Agency personnel who implement the contract mostly opt to interpret MEMO 14 defensively, as follows: Contract is first offered to PIC. If PICC accepts the contract, PICC gets it even when PICC’s price is high or the fit is poor. Only if PICC rejects the contract in writing is the canvass of private sector initiated and awarded, this being the least risky option. PICC can raise its price and/or deliver poor quality service to government customers and still have custom. Private providers are disadvantaged in procurement. This is a clear violation of CN. But the violation is hidden in the bias of the enforcement.
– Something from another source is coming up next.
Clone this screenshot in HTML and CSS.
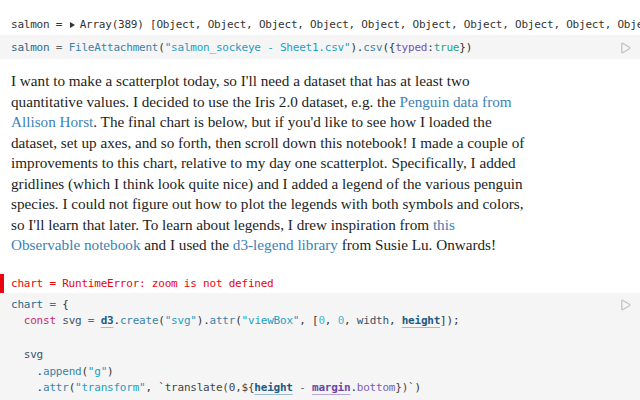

A modality that satisfies CN+ but also meets the requirement of “preference” and “efficient and economical to the government” is the following: The gov’t agency: (a) canvasses private suppliers for its requirements with proper and transparent documentation on price and specs (pax, service offer, time, date, etc); (b) picks the best private offer as provisional winner; (c) allows PICC to match the best offer, (d) and if PICC matches, then PICC gets the contract; if PICC declines to match in writing, the private sector best offer is the winner and gets the contract. One may call this the “A Modified Swiss Challenge” method.

But even this is a second best solution. The first best solution is just to privatize PICC. This makes Memo Circular 14 moot and academic. PICC can then be treated just as any market player.

It is useful many times to distinguish between “letter of the law” and the “enforcement of the law.” The latter may be non-neutral even when the former is neutral. And many unnecessary economic costs can be avoided.